* BEGIN *

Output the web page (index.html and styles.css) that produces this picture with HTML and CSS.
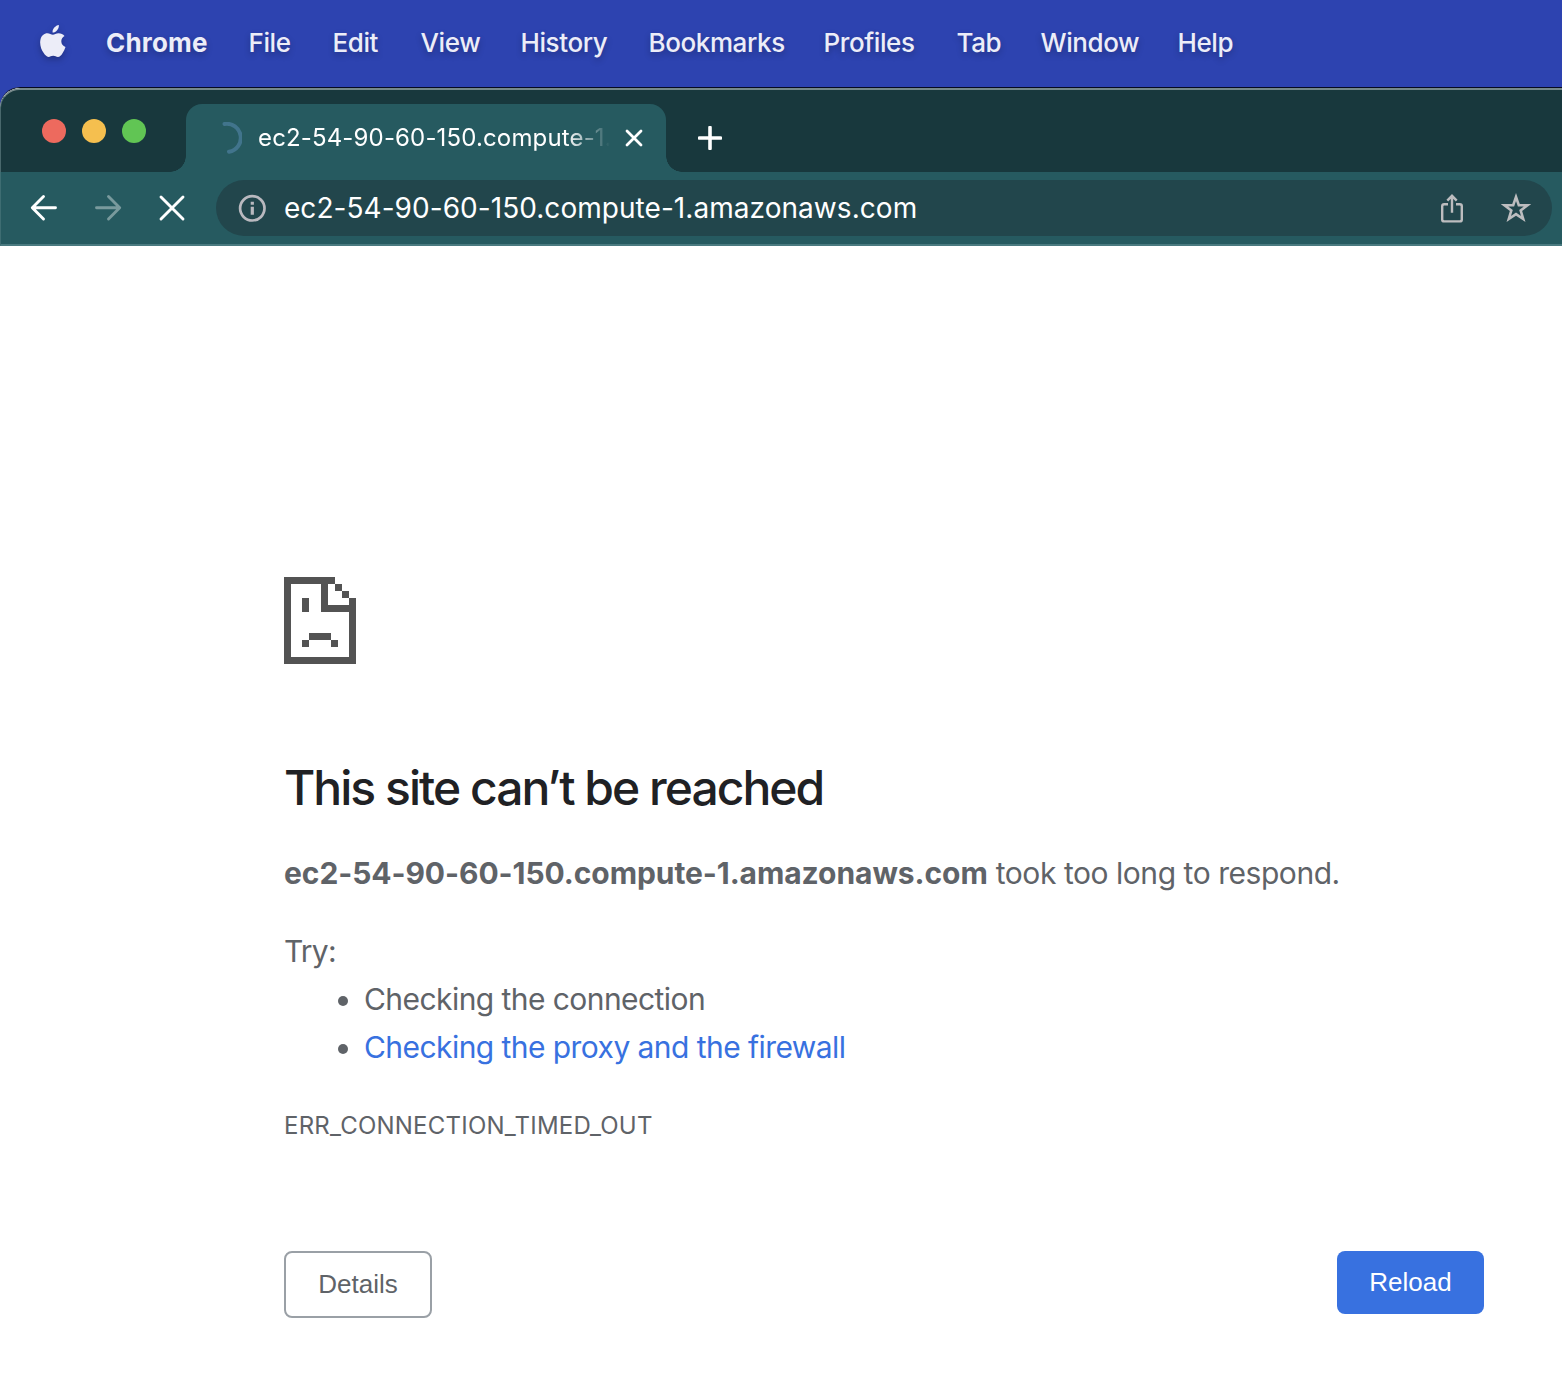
FILE: index.html
```html
<!DOCTYPE html>
<html lang="en">
<head>
<meta charset="utf-8">
<title>ec2-54-90-60-150.compute-1.amazonaws.com</title>
<link rel="stylesheet" href="styles.css">
</head>
<body>
<nav class="menubar">
  <svg class="apple" viewBox="0 0 26 32"><path d="M18.800 0c.3 1.900-.5 3.900-1.700 5.300-1.200 1.400-2.900 2.400-4.500 2.300-.3-1.800.6-3.800 1.700-5C15.500 1.200 17.300.2 18.800 0zM24.500 11c-2 1.200-3.200 3-3.200 5.300 0 2.700 1.600 4.800 4.200 5.800-.7 2.200-1.700 4.200-3 6.100-1.200 1.900-2.600 3.700-4.600 3.700-1.900 0-2.500-1.100-4.700-1.100-2.300 0-2.900 1.100-4.700 1.100-2 0-3.500-1.900-4.800-3.800C1 24.500-.6 19 .5 14.500c.9-3.900 3.700-6.200 6.900-6.200 2.100 0 3.800 1.400 5.500 1.400 1.500 0 3.100-1.500 5.700-1.500 2.300 0 4.500 1 5.900 2.800z"/></svg>
  <span class="app">Chrome</span><span>File</span><span>Edit</span><span>View</span><span>History</span><span>Bookmarks</span><span>Profiles</span><span>Tab</span><span>Window</span><span>Help</span>
</nav>
<div class="window">
  <header class="tabstrip">
    <div class="lights"><i class="light red"></i><i class="light yellow"></i><i class="light green"></i></div>
    <div class="tab">
      <svg class="spinner" viewBox="0 0 32 32"><path d="M14.500 2A14 14 0 0 1 19 29.700"/></svg>
      <span class="tab-title">ec2-54-90-60-150.compute-1.</span>
      <svg class="close" viewBox="0 0 18 18"><path d="M2 2 16 16M16 2 2 16"/></svg>
    </div>
    <svg class="plus" viewBox="0 0 24 24"><path d="M12 1.500V22.500M1.500 12H22.500"/></svg>
  </header>
  <div class="toolbar">
    <svg class="nav-icon" viewBox="0 0 28 28"><path d="M25.500 13.700H3M13.500 2.500 2.300 13.700 13.500 25"/></svg>
    <svg class="nav-icon disabled" viewBox="0 0 28 28"><path d="M2.500 13.700H25M14.500 2.500 25.700 13.700 14.500 25"/></svg>
    <svg class="nav-icon" viewBox="0 0 28 28"><path d="M3 3 25 25M25 3 3 25"/></svg>
    <div class="omnibox">
      <svg class="info" viewBox="0 0 28 28"><circle cx="14.300" cy="14.300" r="12.200"/><path class="info-mark" d="M14.300 12.800V20.800M14.300 7.800V10.800"/></svg>
      <span class="url">ec2-54-90-60-150.compute-1.amazonaws.com</span>
      <svg class="share" viewBox="0 0 24 30"><path d="M8 11.200H4.200Q2.200 11.200 2.200 13.200V26.400Q2.200 28.400 4.200 28.400H19.800Q21.800 28.400 21.800 26.400V13.200Q21.800 11.200 19.800 11.200H16M12 19.700V3.500M7.300 7.700 12 2.800 16.700 7.700"/></svg>
      <svg class="star" viewBox="0 0 30 30"><path d="M15 4 17.800 12.200 26.500 12.300 19.700 17.500 22.200 26 15 21.100 7.800 26 10.300 17.500 3.500 12.300 12.200 12.200z"/></svg>
    </div>
  </div>
  <main class="page">
    <svg class="sad" viewBox="0 0 72 87" shape-rendering="crispEdges"><path d="M0 0H51V7H44V28H65V21H72V87H0zM7 7V80H65V35H37V7zM51 7H58V14H51zM58 14H65V21H58zM18 21H25V35H18zM25 56H47V63H25zM18 63H25V70H18zM47 63H54V70H47z" fill-rule="evenodd"/></svg>
    <h1>This site can’t be reached</h1>
    <p class="summary"><strong>ec2-54-90-60-150.compute-1.amazonaws.com</strong> <span>took too long to respond.</span></p>
    <div class="try">Try:</div>
    <ul>
      <li><span class="tip">Checking the connection</span></li>
      <li><a class="tip" href="#">Checking the proxy and the firewall</a></li>
    </ul>
    <div class="code">ERR_CONNECTION_TIMED_OUT</div>
    <div class="buttons"><button class="details">Details</button><button class="reload">Reload</button></div>
  </main>
</div>
</body>
</html>
```
FILE: styles.css
```css
* { box-sizing: border-box; }
body { margin: 0; width: 1562px; height: 1390px; overflow: hidden; background: #2d43b0; font-family: Inter, "Liberation Sans", sans-serif; }
svg { display: block; flex: none; fill: none; stroke-linecap: round; stroke-linejoin: round; }
span, strong, a { white-space: nowrap; }

.menubar { height: 87px; padding-left: 40px; display: grid; grid-template-columns: 66px 142.500px 84px 88px 100px 128px 175px 133px 84px 137px 80px; align-items: center; color: #ecedf8; font-size: 26px; font-weight: 500; line-height: 84px; letter-spacing: -.4px; text-shadow: 0 3px 6px rgba(0,0,0,.25); }
.menubar span { margin-top: -2px; }
.app { font-weight: 700; letter-spacing: .2px; }
.apple { width: 26px; height: 32px; margin-top: -5px; fill: #ecedf8; filter: drop-shadow(0 3px 3px rgba(0,0,0,.25)); }

.window { height: 1303px; border-radius: 20px 0 0 0; overflow: hidden; background: #fff; border-top: 1px solid #060b20; }
.tabstrip { height: 84px; border-top: 2px solid #75898a; border-left: 1px solid #49686c; border-radius: 20px 0 0 0; background: #18383d; display: flex; align-items: flex-end; padding-left: 41px; }
.lights { display: flex; gap: 16px; width: 144px; padding-bottom: 29px; }
.light { width: 24px; height: 24px; border-radius: 50%; }
.red { background: #ed6a5e; }
.yellow { background: #f5bf4f; }
.green { background: #61c554; }
.tab { position: relative; width: 480px; height: 68px; background: #265a60; border-radius: 16px 16px 0 0; display: flex; align-items: center; padding-left: 24px; }
.tab::before, .tab::after { content: ""; position: absolute; bottom: 0; width: 16px; height: 16px; }
.tab::before { left: -16px; background: radial-gradient(circle at 0 0, transparent 15.500px, #265a60 16px); }
.tab::after { right: -16px; background: radial-gradient(circle at 100% 0, transparent 15.500px, #265a60 16px); }
.spinner { width: 32px; height: 32px; stroke: #41748c; stroke-width: 4; }
.tab-title { margin-left: 16px; width: 352px; overflow: hidden; color: #fff; font-size: 24px; line-height: 34px; letter-spacing: .15px; -webkit-mask-image: linear-gradient(90deg, #000 308px, transparent 352px); mask-image: linear-gradient(90deg, #000 308px, transparent 352px); }
.close { width: 18px; height: 18px; margin-left: 15px; stroke: #fff; stroke-width: 2.800; }
.plus { width: 24px; height: 24px; margin: 0 0 22px 32px; stroke: #fff; stroke-width: 3.600; }

.toolbar { height: 74px; background: #265a60; border-bottom: 2px solid #4a7a80; border-left: 1px solid #3e6d72; display: flex; align-items: center; gap: 36px; padding: 0 10px 0 29px; }
.nav-icon { width: 28px; height: 28px; stroke: #fff; stroke-width: 2.900; }
.disabled { stroke: #799a9d; }
.omnibox { flex: 1; margin-left: -6px; height: 56px; border-radius: 28px; background: #22464c; display: flex; align-items: center; padding: 0 21px 0 22px; }
.info { width: 28px; height: 28px; overflow: visible; stroke: #b9b9bf; stroke-width: 2.700; stroke-linecap: butt; }
.info-mark { stroke-width: 3.200; }
.url { margin-left: 18px; color: #fff; font-size: 28px; line-height: 40px; letter-spacing: .05px; }
.share { width: 24px; height: 30px; margin-left: auto; stroke: #bdbdbf; stroke-width: 2.400; stroke-linecap: butt; stroke-linejoin: miter; }
.star { width: 30px; height: 30px; margin-left: 37px; stroke: #bdbdbf; stroke-width: 2.600; stroke-linejoin: miter; }

.page { padding: 331px 78px 0 284px; color: #5f6368; font-size: 30px; line-height: 48px; }
.sad { width: 72px; height: 87px; fill: #535353; }
h1 { margin: 95px 0 0; color: #202124; font-size: 48px; line-height: 58px; font-weight: 500; letter-spacing: -1.980px; white-space: nowrap; }
.summary { margin: 32px 0 0; white-space: nowrap; letter-spacing: -.45px; }
.summary strong { font-weight: 700; letter-spacing: -.07px; }
.try { margin-top: 30px; letter-spacing: -.8px; }
ul { margin: 0; padding-left: 80px; list-style: none; letter-spacing: -.56px; }
li { height: 48px; position: relative; }
li::before { content: ""; position: absolute; left: -26px; top: 21px; width: 10px; height: 10px; border-radius: 50%; background: #5f6368; }
a { color: #3871e0; text-decoration: none; }
.code { margin-top: 37px; font-size: 24px; line-height: 36px; letter-spacing: .22px; }
.buttons { margin-top: 107px; display: flex; justify-content: space-between; align-items: flex-start; }
button { font-family: "Liberation Sans", Arial, sans-serif; font-size: 26px; padding: 0; border-radius: 8px; }
.details { width: 148px; height: 67px; border: 2px solid #9aa0a6; background: #fff; color: #5f6368; }
.reload { width: 147px; height: 63px; border: 0; background: #3871e0; color: #fff; }
```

* END *

### [Aim]
Tally the lines of the preceding listing in which the word "page" appears; state nothing but the total.

### [Solution for this exercise]
3